What the task asks -> Give the data again exactly as written, skipping any pictures.
● ● ● ● ● ● ●
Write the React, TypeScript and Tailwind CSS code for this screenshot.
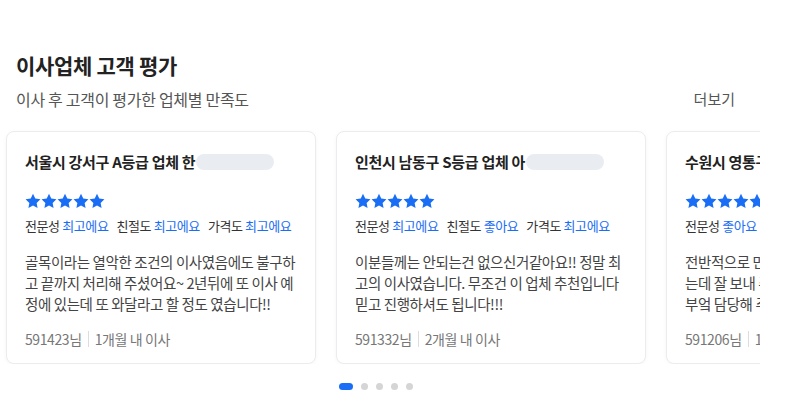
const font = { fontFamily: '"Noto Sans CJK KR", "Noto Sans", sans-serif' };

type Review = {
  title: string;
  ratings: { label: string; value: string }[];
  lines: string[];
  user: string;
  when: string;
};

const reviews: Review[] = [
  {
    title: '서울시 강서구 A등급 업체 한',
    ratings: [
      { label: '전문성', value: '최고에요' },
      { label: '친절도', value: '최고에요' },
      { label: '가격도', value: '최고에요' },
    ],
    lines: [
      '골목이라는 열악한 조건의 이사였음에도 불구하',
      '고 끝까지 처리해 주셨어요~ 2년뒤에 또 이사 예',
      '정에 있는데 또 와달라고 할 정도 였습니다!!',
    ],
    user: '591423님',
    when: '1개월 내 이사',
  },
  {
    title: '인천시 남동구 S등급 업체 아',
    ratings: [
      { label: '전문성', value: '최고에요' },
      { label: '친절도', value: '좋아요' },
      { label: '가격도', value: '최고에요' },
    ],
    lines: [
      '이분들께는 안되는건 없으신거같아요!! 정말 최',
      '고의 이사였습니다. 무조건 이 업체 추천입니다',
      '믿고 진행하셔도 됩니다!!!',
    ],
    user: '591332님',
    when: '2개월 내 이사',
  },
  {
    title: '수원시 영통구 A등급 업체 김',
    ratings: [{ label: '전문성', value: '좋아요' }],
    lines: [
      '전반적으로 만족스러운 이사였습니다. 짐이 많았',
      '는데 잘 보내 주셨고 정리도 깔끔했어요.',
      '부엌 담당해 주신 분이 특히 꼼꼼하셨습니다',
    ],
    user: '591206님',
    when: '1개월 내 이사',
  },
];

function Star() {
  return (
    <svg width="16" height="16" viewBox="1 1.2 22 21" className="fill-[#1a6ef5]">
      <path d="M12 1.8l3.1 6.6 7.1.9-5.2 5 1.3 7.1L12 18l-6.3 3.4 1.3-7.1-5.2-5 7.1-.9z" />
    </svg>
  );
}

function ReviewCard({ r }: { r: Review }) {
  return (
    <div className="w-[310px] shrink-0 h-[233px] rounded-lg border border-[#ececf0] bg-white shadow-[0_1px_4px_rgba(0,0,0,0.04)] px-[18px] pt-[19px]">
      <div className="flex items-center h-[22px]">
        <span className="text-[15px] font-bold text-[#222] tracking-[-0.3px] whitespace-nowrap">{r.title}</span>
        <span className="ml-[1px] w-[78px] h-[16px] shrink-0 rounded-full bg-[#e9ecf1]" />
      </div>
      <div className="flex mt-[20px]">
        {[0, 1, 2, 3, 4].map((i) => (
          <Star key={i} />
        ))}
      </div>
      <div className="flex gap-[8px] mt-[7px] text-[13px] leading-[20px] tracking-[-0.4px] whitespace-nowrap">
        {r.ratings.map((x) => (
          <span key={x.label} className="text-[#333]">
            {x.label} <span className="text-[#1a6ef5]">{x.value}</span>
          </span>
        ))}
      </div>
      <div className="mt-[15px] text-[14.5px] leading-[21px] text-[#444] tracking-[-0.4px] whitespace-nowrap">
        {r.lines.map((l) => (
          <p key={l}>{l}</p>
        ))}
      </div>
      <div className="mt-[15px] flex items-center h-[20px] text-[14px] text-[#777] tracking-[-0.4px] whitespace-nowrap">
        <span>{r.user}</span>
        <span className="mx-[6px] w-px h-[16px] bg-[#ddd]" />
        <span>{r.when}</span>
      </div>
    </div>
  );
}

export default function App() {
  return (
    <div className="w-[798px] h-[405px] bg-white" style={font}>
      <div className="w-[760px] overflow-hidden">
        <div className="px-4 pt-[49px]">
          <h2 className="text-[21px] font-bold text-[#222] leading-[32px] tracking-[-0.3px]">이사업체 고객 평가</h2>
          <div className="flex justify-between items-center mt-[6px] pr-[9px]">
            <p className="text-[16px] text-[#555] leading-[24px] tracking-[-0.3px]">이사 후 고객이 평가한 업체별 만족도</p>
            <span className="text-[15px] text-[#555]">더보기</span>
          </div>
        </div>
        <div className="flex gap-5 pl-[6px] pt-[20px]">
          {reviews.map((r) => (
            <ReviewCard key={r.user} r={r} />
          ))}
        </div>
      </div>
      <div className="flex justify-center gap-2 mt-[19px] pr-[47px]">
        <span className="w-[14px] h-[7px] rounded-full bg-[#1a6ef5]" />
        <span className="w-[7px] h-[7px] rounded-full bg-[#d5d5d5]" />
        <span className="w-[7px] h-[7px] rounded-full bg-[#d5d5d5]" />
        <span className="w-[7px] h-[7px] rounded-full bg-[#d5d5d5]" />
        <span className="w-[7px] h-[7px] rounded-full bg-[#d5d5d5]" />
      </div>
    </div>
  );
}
● ● ● ● ● ● ●
Response ->
Write the React, TypeScript and Tailwind CSS code for this screenshot.
const font = { fontFamily: '"Noto Sans CJK KR", "Noto Sans", sans-serif' };

type Review = {
  title: string;
  ratings: { label: string; value: string }[];
  lines: string[];
  user: string;
  when: string;
};

const reviews: Review[] = [
  {
    title: '서울시 강서구 A등급 업체 한',
    ratings: [
      { label: '전문성', value: '최고에요' },
      { label: '친절도', value: '최고에요' },
      { label: '가격도', value: '최고에요' },
    ],
    lines: [
      '골목이라는 열악한 조건의 이사였음에도 불구하',
      '고 끝까지 처리해 주셨어요~ 2년뒤에 또 이사 예',
      '정에 있는데 또 와달라고 할 정도 였습니다!!',
    ],
    user: '591423님',
    when: '1개월 내 이사',
  },
  {
    title: '인천시 남동구 S등급 업체 아',
    ratings: [
      { label: '전문성', value: '최고에요' },
      { label: '친절도', value: '좋아요' },
      { label: '가격도', value: '최고에요' },
    ],
    lines: [
      '이분들께는 안되는건 없으신거같아요!! 정말 최',
      '고의 이사였습니다. 무조건 이 업체 추천입니다',
      '믿고 진행하셔도 됩니다!!!',
    ],
    user: '591332님',
    when: '2개월 내 이사',
  },
  {
    title: '수원시 영통구 A등급 업체 김',
    ratings: [{ label: '전문성', value: '좋아요' }],
    lines: [
      '전반적으로 만족스러운 이사였습니다. 짐이 많았',
      '는데 잘 보내 주셨고 정리도 깔끔했어요.',
      '부엌 담당해 주신 분이 특히 꼼꼼하셨습니다',
    ],
    user: '591206님',
    when: '1개월 내 이사',
  },
];

function Star() {
  return (
    <svg width="16" height="16" viewBox="1 1.2 22 21" className="fill-[#1a6ef5]">
      <path d="M12 1.8l3.1 6.6 7.1.9-5.2 5 1.3 7.1L12 18l-6.3 3.4 1.3-7.1-5.2-5 7.1-.9z" />
    </svg>
  );
}

function ReviewCard({ r }: { r: Review }) {
  return (
    <div className="w-[310px] shrink-0 h-[233px] rounded-lg border border-[#ececf0] bg-white shadow-[0_1px_4px_rgba(0,0,0,0.04)] px-[18px] pt-[19px]">
      <div className="flex items-center h-[22px]">
        <span className="text-[15px] font-bold text-[#222] tracking-[-0.3px] whitespace-nowrap">{r.title}</span>
        <span className="ml-[1px] w-[78px] h-[16px] shrink-0 rounded-full bg-[#e9ecf1]" />
      </div>
      <div className="flex mt-[20px]">
        {[0, 1, 2, 3, 4].map((i) => (
          <Star key={i} />
        ))}
      </div>
      <div className="flex gap-[8px] mt-[7px] text-[13px] leading-[20px] tracking-[-0.4px] whitespace-nowrap">
        {r.ratings.map((x) => (
          <span key={x.label} className="text-[#333]">
            {x.label} <span className="text-[#1a6ef5]">{x.value}</span>
          </span>
        ))}
      </div>
      <div className="mt-[15px] text-[14.5px] leading-[21px] text-[#444] tracking-[-0.4px] whitespace-nowrap">
        {r.lines.map((l) => (
          <p key={l}>{l}</p>
        ))}
      </div>
      <div className="mt-[15px] flex items-center h-[20px] text-[14px] text-[#777] tracking-[-0.4px] whitespace-nowrap">
        <span>{r.user}</span>
        <span className="mx-[6px] w-px h-[16px] bg-[#ddd]" />
        <span>{r.when}</span>
      </div>
    </div>
  );
}

export default function App() {
  return (
    <div className="w-[798px] h-[405px] bg-white" style={font}>
      <div className="w-[760px] overflow-hidden">
        <div className="px-4 pt-[49px]">
          <h2 className="text-[21px] font-bold text-[#222] leading-[32px] tracking-[-0.3px]">이사업체 고객 평가</h2>
          <div className="flex justify-between items-center mt-[6px] pr-[9px]">
            <p className="text-[16px] text-[#555] leading-[24px] tracking-[-0.3px]">이사 후 고객이 평가한 업체별 만족도</p>
            <span className="text-[15px] text-[#555]">더보기</span>
          </div>
        </div>
        <div className="flex gap-5 pl-[6px] pt-[20px]">
          {reviews.map((r) => (
            <ReviewCard key={r.user} r={r} />
          ))}
        </div>
      </div>
      <div className="flex justify-center gap-2 mt-[19px] pr-[47px]">
        <span className="w-[14px] h-[7px] rounded-full bg-[#1a6ef5]" />
        <span className="w-[7px] h-[7px] rounded-full bg-[#d5d5d5]" />
        <span className="w-[7px] h-[7px] rounded-full bg-[#d5d5d5]" />
        <span className="w-[7px] h-[7px] rounded-full bg-[#d5d5d5]" />
        <span className="w-[7px] h-[7px] rounded-full bg-[#d5d5d5]" />
      </div>
    </div>
  );
}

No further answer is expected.